═══ MATERIAL PROVIDED ═══

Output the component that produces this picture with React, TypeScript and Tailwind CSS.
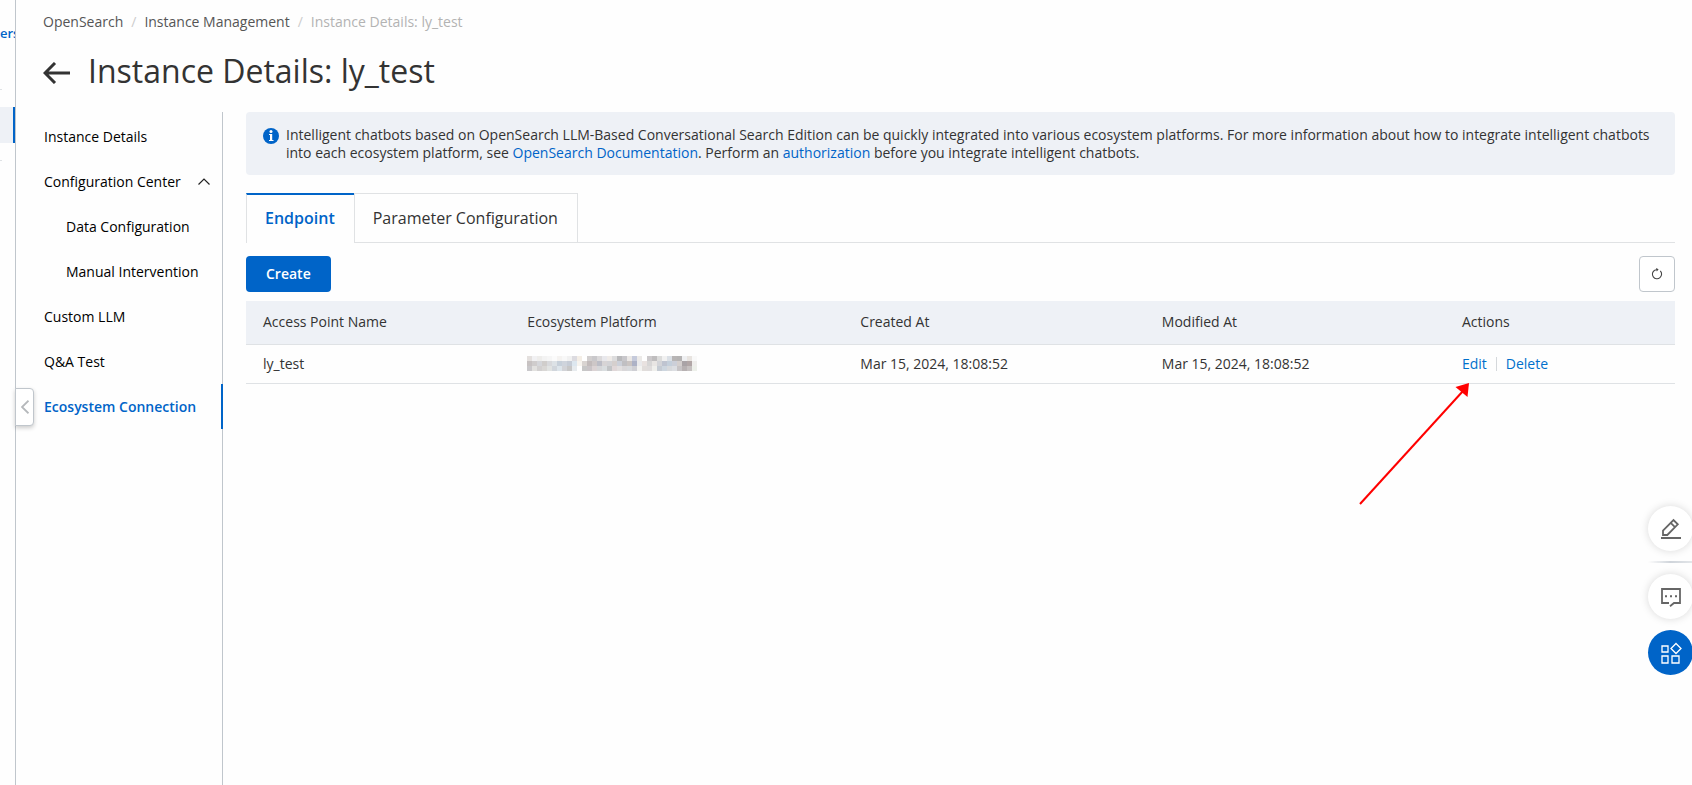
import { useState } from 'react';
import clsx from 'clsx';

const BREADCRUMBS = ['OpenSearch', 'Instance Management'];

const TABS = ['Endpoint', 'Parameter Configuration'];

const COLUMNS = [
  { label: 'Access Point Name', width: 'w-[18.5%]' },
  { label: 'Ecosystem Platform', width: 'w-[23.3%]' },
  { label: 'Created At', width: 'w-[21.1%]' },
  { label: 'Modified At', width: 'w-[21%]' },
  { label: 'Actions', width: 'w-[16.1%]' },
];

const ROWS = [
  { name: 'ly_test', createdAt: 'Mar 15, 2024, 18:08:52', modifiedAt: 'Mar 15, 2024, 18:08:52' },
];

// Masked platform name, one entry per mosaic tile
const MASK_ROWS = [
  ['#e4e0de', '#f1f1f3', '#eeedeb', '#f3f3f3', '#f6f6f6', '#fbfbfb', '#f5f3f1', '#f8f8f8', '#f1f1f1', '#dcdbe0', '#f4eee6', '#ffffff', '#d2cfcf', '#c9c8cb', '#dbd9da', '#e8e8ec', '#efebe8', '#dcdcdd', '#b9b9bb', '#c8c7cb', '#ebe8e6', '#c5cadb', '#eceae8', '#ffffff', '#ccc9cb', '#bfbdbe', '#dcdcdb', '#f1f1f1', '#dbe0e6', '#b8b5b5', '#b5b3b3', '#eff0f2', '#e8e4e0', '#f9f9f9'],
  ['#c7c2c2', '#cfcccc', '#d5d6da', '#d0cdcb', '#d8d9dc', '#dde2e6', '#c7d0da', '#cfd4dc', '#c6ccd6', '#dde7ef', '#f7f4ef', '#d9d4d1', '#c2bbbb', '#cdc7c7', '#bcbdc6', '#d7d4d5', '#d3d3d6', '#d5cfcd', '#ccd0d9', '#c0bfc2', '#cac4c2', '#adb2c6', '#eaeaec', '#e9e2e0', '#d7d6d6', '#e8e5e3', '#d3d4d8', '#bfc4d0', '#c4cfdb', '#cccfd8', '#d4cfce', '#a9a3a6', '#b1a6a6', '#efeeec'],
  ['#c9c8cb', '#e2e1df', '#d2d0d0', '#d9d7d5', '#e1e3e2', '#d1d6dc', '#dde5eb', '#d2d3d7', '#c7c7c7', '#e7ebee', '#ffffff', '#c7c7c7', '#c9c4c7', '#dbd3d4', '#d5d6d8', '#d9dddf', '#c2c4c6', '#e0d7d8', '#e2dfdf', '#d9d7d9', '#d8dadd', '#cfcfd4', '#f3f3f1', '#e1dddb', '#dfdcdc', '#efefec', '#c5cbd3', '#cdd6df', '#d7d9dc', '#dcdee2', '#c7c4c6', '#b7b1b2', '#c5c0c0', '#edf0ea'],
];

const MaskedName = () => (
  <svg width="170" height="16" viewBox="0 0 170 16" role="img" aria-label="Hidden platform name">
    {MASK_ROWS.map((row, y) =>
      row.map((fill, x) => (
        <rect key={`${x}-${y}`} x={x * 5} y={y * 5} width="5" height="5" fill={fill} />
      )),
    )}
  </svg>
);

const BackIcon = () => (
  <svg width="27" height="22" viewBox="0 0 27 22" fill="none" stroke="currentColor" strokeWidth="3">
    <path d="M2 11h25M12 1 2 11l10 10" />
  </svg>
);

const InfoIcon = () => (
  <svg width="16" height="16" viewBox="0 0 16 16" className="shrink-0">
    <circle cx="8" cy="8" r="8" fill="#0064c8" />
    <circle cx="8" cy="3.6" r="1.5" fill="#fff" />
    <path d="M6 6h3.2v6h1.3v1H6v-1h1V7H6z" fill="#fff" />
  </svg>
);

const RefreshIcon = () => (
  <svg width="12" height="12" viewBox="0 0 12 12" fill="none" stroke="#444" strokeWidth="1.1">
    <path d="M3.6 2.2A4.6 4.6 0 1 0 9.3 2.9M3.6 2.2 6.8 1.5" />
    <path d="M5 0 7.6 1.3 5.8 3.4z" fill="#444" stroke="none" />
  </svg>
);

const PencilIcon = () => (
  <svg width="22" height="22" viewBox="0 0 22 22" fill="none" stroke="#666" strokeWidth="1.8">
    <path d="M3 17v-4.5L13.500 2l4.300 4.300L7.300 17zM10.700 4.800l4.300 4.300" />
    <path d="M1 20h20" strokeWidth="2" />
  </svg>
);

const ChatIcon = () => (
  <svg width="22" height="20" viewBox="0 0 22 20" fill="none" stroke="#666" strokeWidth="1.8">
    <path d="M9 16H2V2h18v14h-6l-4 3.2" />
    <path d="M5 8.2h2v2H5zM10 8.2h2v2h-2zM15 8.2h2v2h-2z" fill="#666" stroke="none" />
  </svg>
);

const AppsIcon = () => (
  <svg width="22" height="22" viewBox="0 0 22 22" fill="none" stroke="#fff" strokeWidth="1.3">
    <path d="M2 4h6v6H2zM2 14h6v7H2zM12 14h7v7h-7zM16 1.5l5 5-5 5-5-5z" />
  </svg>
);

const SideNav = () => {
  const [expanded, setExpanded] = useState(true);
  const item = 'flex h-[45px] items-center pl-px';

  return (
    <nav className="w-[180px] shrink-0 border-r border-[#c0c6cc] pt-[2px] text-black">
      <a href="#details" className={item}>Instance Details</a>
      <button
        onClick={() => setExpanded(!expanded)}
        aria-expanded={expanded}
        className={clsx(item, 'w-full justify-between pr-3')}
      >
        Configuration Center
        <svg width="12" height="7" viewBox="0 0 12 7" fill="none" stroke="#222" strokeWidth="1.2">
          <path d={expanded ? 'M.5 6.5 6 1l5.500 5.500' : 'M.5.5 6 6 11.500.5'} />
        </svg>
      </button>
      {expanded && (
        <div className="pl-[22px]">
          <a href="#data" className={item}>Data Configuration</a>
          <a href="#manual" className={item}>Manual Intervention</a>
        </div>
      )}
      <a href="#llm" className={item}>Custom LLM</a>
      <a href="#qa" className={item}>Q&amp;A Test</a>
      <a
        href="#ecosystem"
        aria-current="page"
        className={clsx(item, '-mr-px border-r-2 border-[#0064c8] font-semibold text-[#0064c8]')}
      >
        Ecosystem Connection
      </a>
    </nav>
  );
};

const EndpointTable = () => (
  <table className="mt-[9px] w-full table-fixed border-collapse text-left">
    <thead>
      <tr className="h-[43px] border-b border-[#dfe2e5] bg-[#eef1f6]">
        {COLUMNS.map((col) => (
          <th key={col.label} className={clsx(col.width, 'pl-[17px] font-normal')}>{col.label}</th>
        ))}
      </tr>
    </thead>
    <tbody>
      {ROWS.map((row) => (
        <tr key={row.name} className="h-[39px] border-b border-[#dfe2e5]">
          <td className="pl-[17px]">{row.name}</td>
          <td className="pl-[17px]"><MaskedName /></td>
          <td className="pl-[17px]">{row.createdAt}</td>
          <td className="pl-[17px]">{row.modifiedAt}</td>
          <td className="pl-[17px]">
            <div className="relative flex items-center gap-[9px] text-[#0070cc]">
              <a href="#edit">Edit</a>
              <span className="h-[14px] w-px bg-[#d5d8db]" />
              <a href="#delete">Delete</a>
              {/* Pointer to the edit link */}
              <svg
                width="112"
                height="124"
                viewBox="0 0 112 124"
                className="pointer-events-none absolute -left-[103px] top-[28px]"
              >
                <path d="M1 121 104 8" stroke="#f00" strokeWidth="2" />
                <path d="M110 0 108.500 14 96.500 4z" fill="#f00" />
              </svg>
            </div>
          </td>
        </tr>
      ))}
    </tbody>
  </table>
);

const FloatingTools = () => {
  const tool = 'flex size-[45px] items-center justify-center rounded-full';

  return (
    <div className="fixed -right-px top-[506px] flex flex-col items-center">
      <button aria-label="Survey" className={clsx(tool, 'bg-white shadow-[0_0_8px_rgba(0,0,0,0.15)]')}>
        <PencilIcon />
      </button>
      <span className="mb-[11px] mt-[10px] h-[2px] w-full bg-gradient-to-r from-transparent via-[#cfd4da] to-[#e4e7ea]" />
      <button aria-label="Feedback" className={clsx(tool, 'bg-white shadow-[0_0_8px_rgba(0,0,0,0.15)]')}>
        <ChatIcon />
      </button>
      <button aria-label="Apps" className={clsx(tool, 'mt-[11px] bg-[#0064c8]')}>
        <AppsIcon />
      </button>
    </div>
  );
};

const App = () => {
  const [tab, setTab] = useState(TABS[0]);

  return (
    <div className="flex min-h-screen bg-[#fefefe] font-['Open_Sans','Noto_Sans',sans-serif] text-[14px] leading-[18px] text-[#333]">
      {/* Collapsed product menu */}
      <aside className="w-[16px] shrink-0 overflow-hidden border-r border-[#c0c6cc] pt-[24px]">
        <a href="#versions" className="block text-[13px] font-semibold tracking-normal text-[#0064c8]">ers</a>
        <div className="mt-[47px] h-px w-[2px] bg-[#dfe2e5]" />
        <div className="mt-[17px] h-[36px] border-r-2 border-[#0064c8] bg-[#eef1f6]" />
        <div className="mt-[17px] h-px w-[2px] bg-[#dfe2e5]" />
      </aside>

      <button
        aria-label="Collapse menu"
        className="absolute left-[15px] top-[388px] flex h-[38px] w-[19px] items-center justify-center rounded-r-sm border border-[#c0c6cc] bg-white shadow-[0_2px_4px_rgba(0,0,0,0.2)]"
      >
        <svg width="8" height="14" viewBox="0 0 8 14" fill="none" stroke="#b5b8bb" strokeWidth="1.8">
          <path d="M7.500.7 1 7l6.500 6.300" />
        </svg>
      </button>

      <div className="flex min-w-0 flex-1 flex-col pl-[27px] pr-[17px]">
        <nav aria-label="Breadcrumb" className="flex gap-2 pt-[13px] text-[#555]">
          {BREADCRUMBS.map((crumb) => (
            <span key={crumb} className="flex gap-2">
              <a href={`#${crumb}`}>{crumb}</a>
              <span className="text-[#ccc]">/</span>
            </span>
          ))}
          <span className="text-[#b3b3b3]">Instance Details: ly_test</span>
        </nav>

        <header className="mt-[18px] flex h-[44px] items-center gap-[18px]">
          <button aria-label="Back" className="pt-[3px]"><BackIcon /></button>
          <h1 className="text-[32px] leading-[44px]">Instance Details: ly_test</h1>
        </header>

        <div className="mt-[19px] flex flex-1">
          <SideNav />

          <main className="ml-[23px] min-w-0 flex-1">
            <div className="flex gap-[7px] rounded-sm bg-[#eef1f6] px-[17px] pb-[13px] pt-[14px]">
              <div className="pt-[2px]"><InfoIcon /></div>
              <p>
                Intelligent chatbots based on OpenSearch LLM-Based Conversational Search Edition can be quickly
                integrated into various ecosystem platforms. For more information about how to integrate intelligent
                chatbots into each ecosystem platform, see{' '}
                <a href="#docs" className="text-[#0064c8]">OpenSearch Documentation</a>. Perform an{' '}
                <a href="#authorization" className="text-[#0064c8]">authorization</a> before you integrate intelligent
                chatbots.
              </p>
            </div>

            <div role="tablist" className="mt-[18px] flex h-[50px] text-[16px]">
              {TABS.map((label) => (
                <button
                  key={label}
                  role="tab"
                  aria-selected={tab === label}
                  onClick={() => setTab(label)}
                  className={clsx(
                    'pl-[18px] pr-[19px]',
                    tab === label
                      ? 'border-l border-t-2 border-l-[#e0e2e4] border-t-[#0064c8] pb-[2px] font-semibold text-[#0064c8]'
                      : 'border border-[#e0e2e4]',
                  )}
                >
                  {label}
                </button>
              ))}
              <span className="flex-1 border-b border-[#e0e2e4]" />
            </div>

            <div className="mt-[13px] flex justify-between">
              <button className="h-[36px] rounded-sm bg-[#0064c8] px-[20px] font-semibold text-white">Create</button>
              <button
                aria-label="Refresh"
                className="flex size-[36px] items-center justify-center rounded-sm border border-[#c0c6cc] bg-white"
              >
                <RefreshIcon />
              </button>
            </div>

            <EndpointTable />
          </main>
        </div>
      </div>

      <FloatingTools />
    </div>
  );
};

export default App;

═══

WORK INSTRUCTIONS
Without the pictures, please reproduce each line of the listing above exactly, from the first one through the line bearing "const TABS = ['Endpoint', 'Parameter".

EXPECTED ANSWER
Output the component that produces this picture with React, TypeScript and Tailwind CSS.
import { useState } from 'react';
import clsx from 'clsx';

const BREADCRUMBS = ['OpenSearch', 'Instance Management'];

const TABS = ['Endpoint', 'Parameter Configuration'];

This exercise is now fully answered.